Lihat ke Halaman Asli

Ahmad Fahrizal Aziz

Penulis, Blogger

Pacaran Sehat, Mungkinkah?

Diperbarui: 6 April 2020   13:12

Kompasiana adalah platform blog. Konten ini menjadi tanggung jawab bloger dan tidak mewakili pandangan redaksi Kompas.

Source : localhousedubai.com

Kata pacaran saja sudah menimbulkan pro kontra di kalangan masyarakat. Ada yang secara tegas menolaknya, terutama dengan dalil agama. Ada yang membolehkan, namun harus ada batas tertentu.

Saya pernah berdialog dengan beberapa orang tua yang membolehkan pacaran, dengan batas tertentu ini. Kenapa dibolehkan? Karena dilarang pun akan tetap pacaran, secara sembunyi-sembunyi. Dimarahi seperti apapun, hanya akan menghabiskan energi.

Tipe anak memang berbeda-beda, ada yang patuh dan ada yang tidak.
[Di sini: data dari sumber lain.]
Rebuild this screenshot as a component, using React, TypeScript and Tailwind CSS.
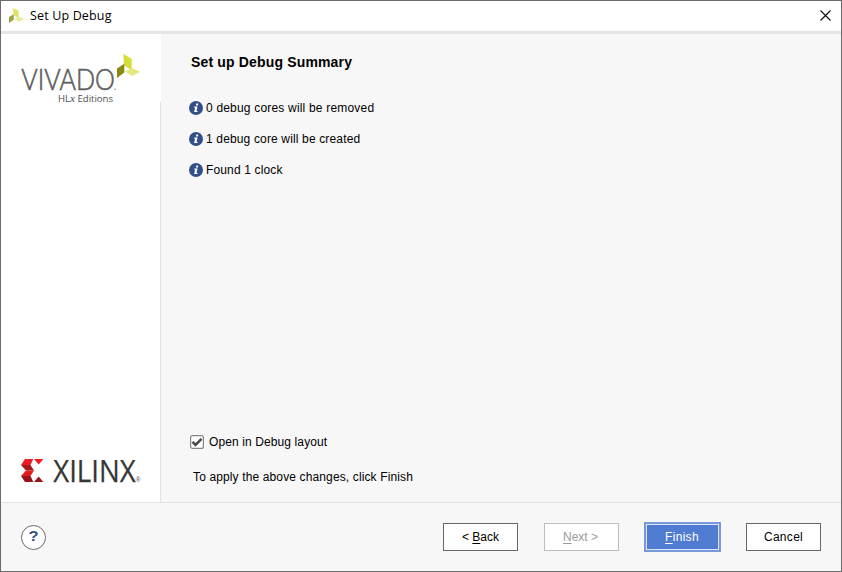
import React from "react";

function VivadoMark({ className }: { className: string }) {
  return (
    <svg className={className} viewBox="0 0 24 24" preserveAspectRatio="none">
      <path d="M6.5 0 L15.3 4.8 L15.3 16.2 L7.3 11.3 Z" fill="#d5df38" />
      <path d="M0 14.5 L7.6 9.8 L7.6 18.6 L0 24 Z" fill="#878a12" />
      <path d="M8.2 17.6 L15.8 14 L24 17.8 L16.2 22 Z" fill="#e3e97c" />
    </svg>
  );
}

function VivadoLogo() {
  return (
    <div className="relative h-[54px] w-[124px]">
      <svg className="block h-[54px] w-[124px]" viewBox="20 52 124 54">
        <text x="21.3" y="90" fontFamily="Lato, sans-serif" fontWeight="300" fontSize="29.5" textLength="93.5" lengthAdjust="spacingAndGlyphs" fill="#5e5f61" stroke="#5e5f61" strokeWidth="0.65">VIVADO</text>
        <circle cx="115" cy="89.3" r="0.7" fill="#77787a" />
        <text x="58" y="101.5" fontFamily="Open Sans, sans-serif" fontSize="9.3" textLength="55" lengthAdjust="spacingAndGlyphs" fill="#4c4d4f">HL<tspan fontStyle="italic" fontFamily="Liberation Serif, serif" fontSize="11">x</tspan> Editions</text>
      </svg>
      <VivadoMark className="absolute left-[97px] top-[2px] h-[24px] w-[23px]" />
    </div>
  );
}

function XilinxLogo() {
  return (
    <svg className="block h-[40px] w-[124px] overflow-visible" viewBox="20 450 124 40">
      <path d="M25 459 H33.3 L30.5 465 H21 Z" fill="#ed1c24" />
      <path d="M21 465 H30.5 L34 470.5 H26 Z" fill="#a5161d" />
      <path d="M26 470.5 H34 L30.5 476 H21 Z" fill="#e21b23" />
      <path d="M21 476 H30.5 L33.3 482 H25 Z" fill="#96151c" />
      <path d="M34 459 H43.3 L38.7 464.6 Z" fill="#ed1c24" />
      <path d="M34 482 H43.3 L38.7 476.4 Z" fill="#96151c" />
      <text x="53.2" y="481.9" fontFamily="Open Sans, sans-serif" fontSize="31.8" fill="#363636">
        <tspan textLength="82.5" lengthAdjust="spacingAndGlyphs" stroke="#363636" strokeWidth="0.25">XILINX</tspan>
      </text>
      <text x="135.8" y="481.5" fontFamily="Liberation Sans, sans-serif" fontSize="6.5" fill="#555">®</text>
    </svg>
  );
}

function InfoRow({ children, spacing }: { children: React.ReactNode; spacing: string }) {
  return (
    <div className="flex h-[31px] items-center">
      <svg className="mr-[3px] block h-[14px] w-[14px]" viewBox="0 0 14 14">
        <circle cx="7" cy="7" r="7" fill="#334f87" />
        <path d="M7.3 2.6 H9.3 L8.9 4.4 H6.9 Z M5.2 5.5 H8.5 L7.5 9.9 H8.7 L8.4 11.1 H5.1 L6.2 6.6 H5 Z" fill="#fff" />
      </svg>
      <span className={spacing}>{children}</span>
    </div>
  );
}

export default function App() {
  return (
    <div className="flex h-[572px] w-[842px] flex-col overflow-hidden border border-[#6b6a6c] bg-[#f7f7f7] font-['Liberation_Sans',Arial,sans-serif] text-[12px] leading-[14px] text-black">
      <header className="flex h-[33px] shrink-0 items-center border-b-[3px] border-[#e5e5e5] bg-white pl-[8px] pr-[10px]">
        <VivadoMark className="mb-[2px] block h-[15px] w-[15px] opacity-80" />
        <span className="ml-[6px] grow font-['Open_Sans',sans-serif] text-[12.5px] tracking-[0.15px]">Set Up Debug</span>
        <svg className="mb-[2px] block h-[11px] w-[11px]" viewBox="0 0 11 11">
          <path d="M0.5 0.5 L10.5 10.5 M10.5 0.5 L0.5 10.5" stroke="#111" strokeWidth="1.15" />
        </svg>
      </header>

      <div className="flex h-[468px] shrink-0">
        <aside className="flex w-[160px] shrink-0 flex-col bg-white">
          <div className="h-[68px] pl-[19px] pt-[18px]">
            <VivadoLogo />
          </div>
          <div className="flex grow flex-col justify-end border-r border-[#e2e2e2] pb-[12px] pl-[19px]">
            <XilinxLogo />
          </div>
        </aside>
        <main className="flex grow flex-col pl-[28px]">
          <h1 className="mt-[20px] pl-[2px] text-[14px] font-bold leading-[16px] tracking-[0.16px]">Set up Debug Summary</h1>
          <div className="mt-[22px]">
            <InfoRow spacing="tracking-[0.19px]">0 debug cores will be removed</InfoRow>
            <InfoRow spacing="tracking-[0.15px]">1 debug core will be created</InfoRow>
            <InfoRow spacing="tracking-[0.14px]">Found 1 clock</InfoRow>
          </div>
          <div className="mt-auto flex h-[14px] items-center">
            <svg className="ml-[1px] mr-[5px] block h-[14px] w-[14px] shrink-0" viewBox="0 0 14 14">
              <rect x="0.6" y="0.6" width="12.8" height="12.8" rx="2" fill="#fff" stroke="#858585" strokeWidth="1.2" />
              <path d="M2.5 6.8 L5.5 9.8 L11.5 3.8" fill="none" stroke="#4a4a4a" strokeWidth="2.6" />
            </svg>
            <span className="tracking-[0.11px]">Open in Debug layout</span>
          </div>
          <p className="mb-[18px] mt-[21px] pl-[4px] tracking-[0.13px]">To apply the above changes, click Finish</p>
        </main>
      </div>

      <footer className="flex grow items-center border-t border-[#e2e2e2] pl-[20px] pr-[20px]">
        <button className="flex h-[25px] w-[25px] items-center justify-center rounded-full border border-[#6b6b6b] bg-white pb-[2px] text-[15px] font-bold text-[#334f87]"><span className="scale-x-110">?</span></button>
        <div className="ml-auto flex items-center">
          <button className="h-[28px] w-[75px] border border-[#666] bg-white">&lt; <u className="underline-offset-2">B</u>ack</button>
          <button className="ml-[26px] h-[28px] w-[75px] border border-[#bdbdbd] bg-white pr-[2px] text-[#9b9b9b]"><u className="underline-offset-2">N</u>ext &gt;</button>
          <button className="ml-[25px] flex h-[30px] w-[77px] border-2 border-[#7899d9] bg-[#4f7bd0] text-white">
            <span className="flex h-full w-full items-center justify-center border border-[#dce6f8] pr-[1px] tracking-[0.3px]"><u className="underline-offset-2">F</u>inish</span>
          </button>
          <button className="ml-[25px] h-[28px] w-[75px] border border-[#666] bg-white tracking-[0.3px]">Cancel</button>
        </div>
      </footer>
    </div>
  );
}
Orang tua yang membolehkan anaknya pacaran, sebenarnya adalah upaya jalan tengah. Mereka jadi lebih mudah memantau, dengan siapa anaknya dekat. Sekaligus berupaya agar kedekatan dirinya dengan si anak tetap terjalin, sehingga tidak tergantikan oleh sosok baru yang disebut pacar.

Terutama bagi anak perempuan, saat masuk usia remaja, ia perlu sosok bapak. Jika sosok bapak ini tak ia dapat, maka akan ada sosok lain yang menggantikan. Masalahnya, apakah sosok penggantinya ini bisa menjaganya?

Maka salah satu orang tua yang saya temui sempat mengungkapkan istilah pacaran sehat. Terdengar unik dan menggelikan. Lantas saya sampaikan istilah itu ke seorang teman jurusan psikologi, menurutnya pacaran saja sudah tidak sehat, secara psikologis. Duh.

Namun entahlah, saya kadang agak membenarkan istilah pacaran sehat ini. Atau istilah lainnya, pacaran produktif. Memang terdengar konyol. Teman saya yang mendengarnya sampai menertawakan, dan melempar sebuah pertanyaan : iya kalau nanti nikah, kalau tidak?

Selain itu ada juga yang mengingatkan, nanti bisa disalah artikan membolehkan pacaran. Padahal, istilah ini ditujukan untuk yang terlanjur pacaran, atau yang sulit dilarang untuk pacaran itu tadi.

Memang serba membingungkan. Teman aktivis gerakan perempuan juga mengingatkan, bahwa kasus kekerasan perempuan juga sering dilakukan oleh si pacar. Mulai dari kekerasan psikis hingga seksual. Maka, membolehkan pacaran sekalipun dengan istilah pacaran sehat, adalah suatu yang beresiko.

Lalu bagaimana pola pacaran sehat? Perlu ada role model. Di era sekarang ini terutama. Namun yang tak kalah penting adalah kesadaran akan tubuhnya masing-masing. Batasan mana yang boleh dan tak boleh disentuh, serta memahami dampak dari perbuatan tak sehat yang mungkin didapatkan.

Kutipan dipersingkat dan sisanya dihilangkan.